Toyota’s autonomous car looks a bit like many other driverless research vehicles, with sensors decorating its exterior. Some of them like the laser tracking system are a bit expensive but provide very precise results. The car also has forward and side radars and high-definition color cameras. On-board computing power is substantial since it handles planning as well as sensor integration.
Google’s driverless car has made it into the news quite a bit lately, though it’s been a few years since the Defense Advanced Research Projects Agency’s Grand Challenges (see “Autonomous Vehicles Tackle The Urban Jungle” at electronicdesign.com). These research vehicles now can get from one point to another without major collisions, but they aren’t ready to mix it up with their human-controlled counterparts yet.
Still, the latest driverless cars can do more than avoid buildings and other mobile vehicles. Pedestrian avoidance is good, and it’s useful even in driver-controlled cars, providing an extra set of “eyes.” But we won’t see it in the mass market unless the technology can be made reliable and inexpensive.
Google got the first license for a driverless car in Nevada for driving research vehicles on public thoroughfares. Audi, which got the second license, demonstrated its driverless car at the Mandarin Oriental hotel in Las Vegas during CES. It was essentially a robotic valet. Press the Pickup button on the Audi smart-phone app, and the car shows up at the curb.

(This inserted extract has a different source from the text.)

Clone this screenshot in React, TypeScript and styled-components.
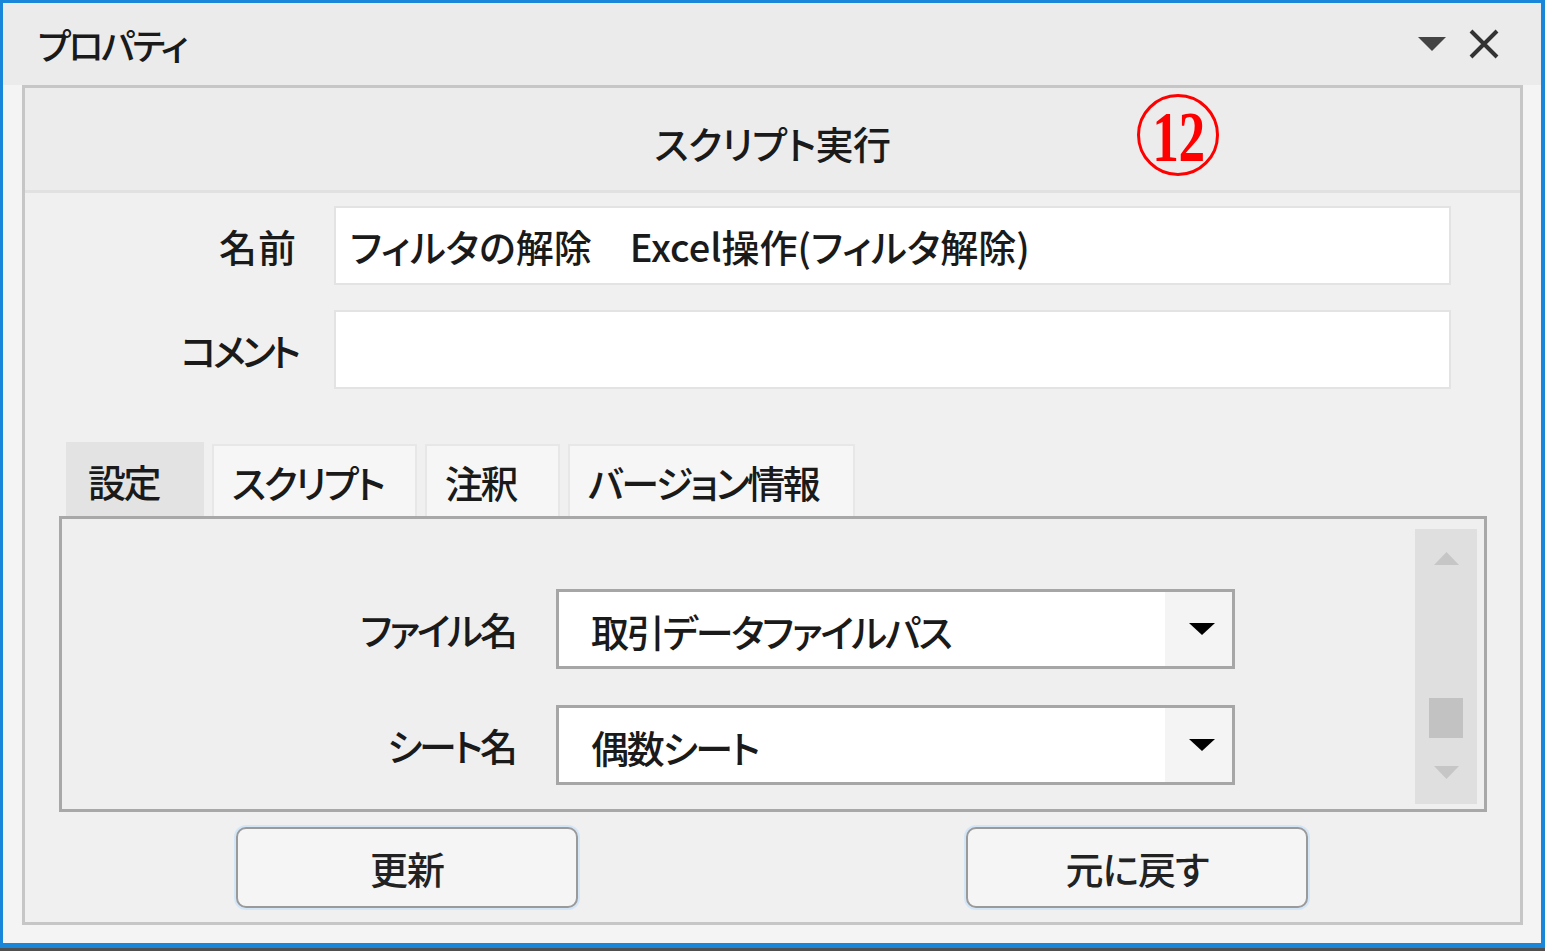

No external sensors were instaled on the Audi itself, so it had fewer acoutrements than the Toyota research vehicle. Instead, it relied on a few blue sensors from a company called Sick in the parking lot and received information from the network. The driverless support was limited to the parking and pickup area, which was all that was necessary for the valet application, along with some intelligence.
Of course, the real barrier to driverless cars will be liability insurance. I have no doubt we’ll see driverless vehicles that meet or exceed the performance of human drivers, but insurance still is a major hurdle. Building a sufficiently safe and reliable driverless car is significantly more difficult than building a blender or medical monitor.
Everyday appliances are built with safety in mind. Of course, the standards that those devices must meet already exist. Mapping human standards for driving to a driverless car will take time. Unfortunately, it isn’t as simple as making driverless cars meet human standards because these cars can’t be held liable like people.
See what other engineers think about driverless cars on Engineering TV (see “Engineering I/O: Are You Ready For Driverless Cars On the Road?” at engineeringtv.com). Most responses are very positive. Communications Editor Lou Frenzel, though, has some doubts (see “Just Say No To The Driverless Car” at electronicdesign.com).
Driverless cars eventually will hit the streets. In the meantime, many of the technologies employed in these projects will be used in production vehicles and make driving safer.